Witvlei Meat Sues Govt Over Export Quota

EXPORT beef company Witvlei Meat was back in the Windhoek High Court last week to make a second attempt to challenge government’s decision to change the allocation of Namibia’s duty-free beef export quota to Norway.

In an urgent application heard by Judge Dave Smuts on Thursday, Witvlei Meat asked the court to stop the implementation of the minister of trade and industry’s decision in late December to slash Witvlei Meat’s share of the Norway beef export quota.

Witvlei Meat also asked the court to order the Cabinet, Government, the ministers of trade and industry and of agriculture, and the Meat Board to keep the previous division of the export quota dating from August 2010 unchanged while Witvlei Meat takes legal steps to try to have the decision to change the quota allocation set aside.

Judge Smuts reserved his judgement after hearing oral arguments on Thursday.

Namibia has a quota to export 1 600 tons of beef a year to Norway free of trade tariffs. The Cabinet decided in August 2010 that the export quota would be shared equally by the Meat Corporation of Namibia (Meatco) and Witvlei Meat, with each of the companies entitled to export 800 tons of duty-free beef to Norway each year since then. That decision was accompanied by a statement that government would review the quota allocation to accommodate new exporters who qualify to provide beef for the European or Norwegian markets.

Witvlei Meat was left dismayed when the Minister of Trade and Industry, Calle Schlettwein, decided in late December to allocate an export quota of 100 tons to the Keetmanshoop-based Brukkaros Meat Processors for 2014, while the share of the quota allocated to Meatco was increased to 1 200 tons and Witvlei Meat’s share for 2014 was cut to 300 tons.

That decision was not rational, was taken arbitrarily and was unfair towards Witvlei Meat, the chairman of the company’s board of directors, Sidney Martin, charges in an affidavit filed at the court. Martin claims that Witvlei Meat was not given a proper hearing before the decision was taken, and specifically was not given a chance to be heard after the Meat Board had made a recommendation to the minister about the allocation of the quota for 2014. Martin is also arguing that his company has not been given reasonable or enough time to re-organise its business and operations on the basis that there would be a major change in the division of the export quota in 2014.

Witvlei Meat “is currently facing financial ruin” if the changed quota allocation is kept in place, Martin says.

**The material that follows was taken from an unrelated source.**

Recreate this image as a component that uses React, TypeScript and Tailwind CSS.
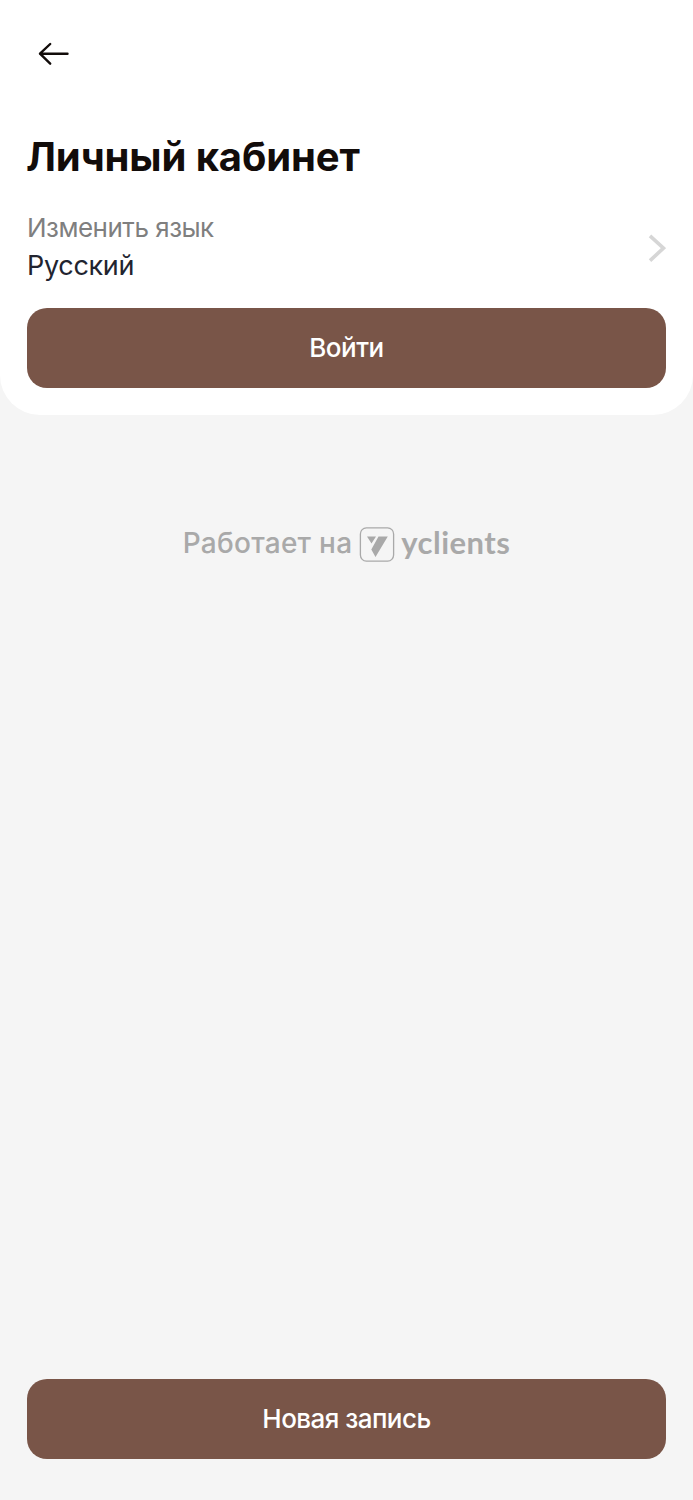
import React from 'react';

function ArrowLeft() {
  return (
    <svg width="32" height="24" viewBox="0 0 32 24" fill="none" stroke="#120c0a" strokeWidth="2.4" strokeLinecap="round" strokeLinejoin="round">
      <path d="M13.2 2 3 11.7l10.2 10M3 11.7H30.500" />
    </svg>
  );
}

function ChevronRight() {
  return (
    <svg width="18" height="28" viewBox="0 0 18 28" fill="none" stroke="#d6d6d6" strokeWidth="3.6">
      <path d="M2 1.8 15.5 14.2 2 26.6" />
    </svg>
  );
}

function LogoMark() {
  return (
    <svg width="36" height="36" viewBox="0 0 36 36" fill="none">
      <rect x="1.4" y="1.9" width="33.2" height="33.2" rx="6" stroke="#a9a9a9" strokeWidth="1.3" />
      <path d="M8 10.500h9l-4.500 7zM19.500 10.500h9.300L16.500 31l-4.200-7.500z" fill="#a9a9a9" />
    </svg>
  );
}

export default function App() {
  return (
    <div className="flex h-[1500px] w-[693px] flex-col bg-[#f5f5f5] font-['Inter',sans-serif]">
      <section className="h-[415px] rounded-b-[40px] bg-white px-[27px]">
        <button className="mt-[42px] ml-[10px] block h-6">
          <ArrowLeft />
        </button>
        <h1 className="mt-[67px] -ml-px text-[40px] leading-[48px] font-bold tracking-[-0.12px] text-[#120c0a]">Личный кабинет</h1>
        <div className="mt-[28px] flex h-[76px] items-center justify-between">
          <div>
            <p className="text-[26px] leading-[38px] tracking-[-0.5px] text-[#7f7f7f]">Изменить язык</p>
            <p className="text-[27px] leading-[38px] tracking-[-0.3px] text-[#222430]">Русский</p>
          </div>
          <span className="pt-px">
            <ChevronRight />
          </span>
        </div>
        <button className="mt-[23px] h-20 w-full rounded-[20px] bg-[#795548] pb-0.5 text-[26px] font-medium tracking-[-0.5px] text-white">Войти</button>
      </section>
      <div className="mt-[111px] flex h-9 items-center justify-center text-[#a9a9a9]">
        <span className="pb-[3px] text-[28px] font-medium tracking-[0.26px]">Работает на</span>
        <span className="mr-[6px] ml-[7px]">
          <LogoMark />
        </span>
        <span className="pb-[5px] font-['Lato',sans-serif] text-[31px] leading-9 font-bold tracking-[0.45px]">yclients</span>
      </div>
      <div className="mt-auto px-[27px] pb-[41px]">
        <button className="block h-20 w-full rounded-[20px] bg-[#795548] pb-0.5 text-[26px] font-medium tracking-[-0.55px] text-white">
          Новая запись
        </button>
      </div>
    </div>
  );
}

The decision that Cabinet took in early December last year to allocate the export quota for 2014 through a bidding process in which a list of criteria was to be considered was a policy decision, which is not subject to be reviewed by the court, Schlettwein is arguing in another affidavit filed with the court.

Witvlei Meat knew since August 2010 that the quota allocation could be changed, and the company could in those circumstances not arrange its business on the premise that it would have the quota it received in 2010 each year after that as well, Schlettwein says. In any event it received a proper hearing, and also used the opportunity to direct letters setting out its position to Cabinet members and the President, before the decision on the quota allocation was taken, Schlettwein adds.

The company “should be able to survive with or without the quota”, according to Schlettwein: “If the business model of [Witvlei Meat] was based on some unjustified expectations that the quota would always be available to it, the [company] must blame itself.”

If Witvlei Meat is indeed facing financial ruin it is as a result of its own managerial decisions and business philosophy rather than because of the export quota change, Meatco’s chief financial officer, Nico Weck, says in another affidavit before the court.

The company has alternative markets available to it, and nobody has prohibited Witvlei Meat from expanding and diversifying its operations into other markets, Weck says.

He notes that, while Witvlei Meat’s abattoir has the capacity to slaughter 27 000 head of cattle a year, an average of only 8 467 head of cattle a year are slaughtered at the abattoir, according to Meat Board records. The company prefers to focus only on the most lucrative international market, which is Norway, but could mitigate the loss of part of its quota by expanding its exports to other markets such as the rest of Europe, Weck claims.